Teacher Using the SMART Board<hr>
Teacher Using the SMART Board

A SMART Connection in Rural Alberta

Rural Advanced Community of Learners (RACOL) delivers a curriculum that would rival any centralized high school

Throughout its history, the Fort Vermilion School District (FVSD) has had the challenge of providing an equitable education to its six high schools. Not an easy task when you consider that these six schools are spread out over 250,000 square kilometers. FVSD has tried using audio graphics technology to deliver course content in eight academic subjects, but students have always complained about the lack of feedback and isolation from their classmates. Teachers were also unhappy with the setup, saying that they often fell into presentation mode without direct feedback from their students.

The solution was to create one of the most sophisticated videoconference systems ever implemented in a K-12 environment. In September of 2003, a team of researchers, educators and administrators launched the Rural Advanced Community of Learners (RACOL) project to deliver a high-quality curriculum that would rival any centralized high school. The project involved members of the school district, two local universities, the provincial government and a host of supporting businesses and partners.

A three-member team including Dr. Craig Montgomerie, a professor of education technology at the University of Alberta, started to identify possible solutions to this challenge. As luck would have it, the Alberta government announced it would create the Supernet, a high-speed, high-capacity broadband network linking 422 communities across the province. With this infrastructure, it was possible for the RACOL team to begin planning their system in the northwest corner of the province. "Whenever projects like RACOL don't work, the planners are always quick to make excuses about what they could have done if they'd had more money, or if a different technology had been available," says Montgomerie. "We made a
conscious decision at the outset of this project that there were going to be no excuses. It had to work, work well, and we would use the best products available to ensure that."
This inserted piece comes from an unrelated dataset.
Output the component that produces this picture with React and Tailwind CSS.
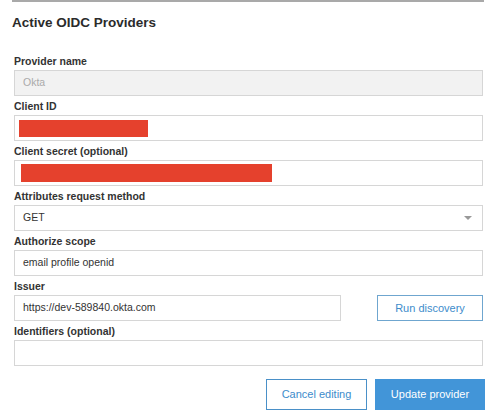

One of the products they chose was the Rear Projection SMART Board(TM) 3000i interactive whiteboard;
Students can write on tne SMART Board interactive whiteboards in digital ink and have the result  broadcast to all the remote locations.
Students can write on tne SMART Board interactive
whiteboards in digital ink and have the result
broadcast to all the remote locations.
as the display system in the state-of-the-art classrooms, it was the focal point for the students. The SMART Board interactive whiteboards were linked to an innovative feedback system that included two buttons on every student's desk. Students are able to signal that they would like to ask a question, or send an "I'm Lost" message to the instructor via two buttons on each desk. Video cameras around the room use the input from the integrated microphones on every desk to focus on whoever in the class is speaking.
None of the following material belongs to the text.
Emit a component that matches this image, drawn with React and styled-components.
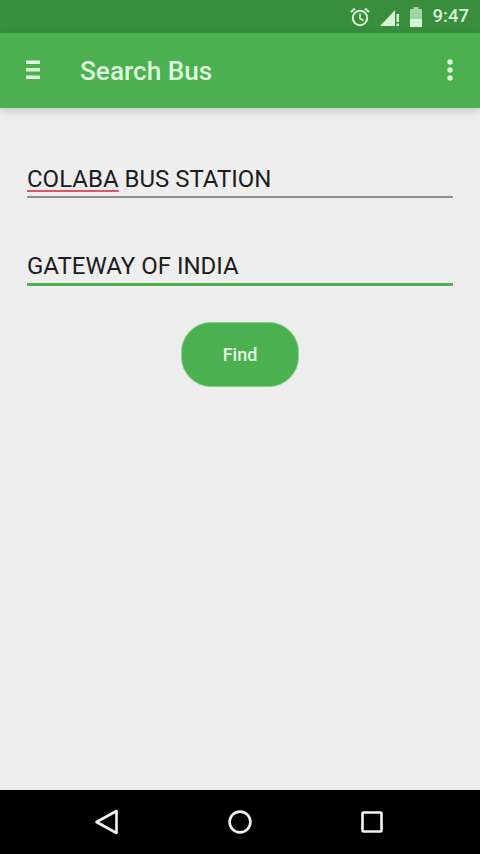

Students can also participate in the lessons by using the SMART Board interactive whiteboards to write in digital ink over multimedia elements and streaming video, all of which are broadcast to all the remote locations. Any portion of a lesson can be recorded, saved or posted to the Internet for review. "All the automatic tools and drawing tools up on the SMART Board interactive whiteboard make my graphics much better than any of the things I usually draw, and having the templates ready is wonderful," says Pam Martin, a teacher from High Level, Alberta. "The visual learners really benefit from this system. They don't have to imagine what something looks like. I can draw a cube and it looks like a cube."

By forging a relationship between the students and teachers, they ensured that the project would have every chance to succeed when applied across distance. That included a face-to-face meeting for everyone involved and some coaching in theater skills for the teachers. The training was focused on projecting an image through video while trying to maintain natural behaviors. The students were also asked to adapt to the system by choosing project partners from different locations rather than those in their physical environment.

After two years of overwhelming success, the RACOL project has become the mainstay for delivering high school courses to the students in the FVSD. Pam Martin, who uses the system every day, delivers the greatest compliment RACOL's designers could have hoped for. "It's really nice to develop a connection with the kids and it makes for a real community in the classroom. There are a lot of days when the system just blends in with my teaching and I don't even know it's there."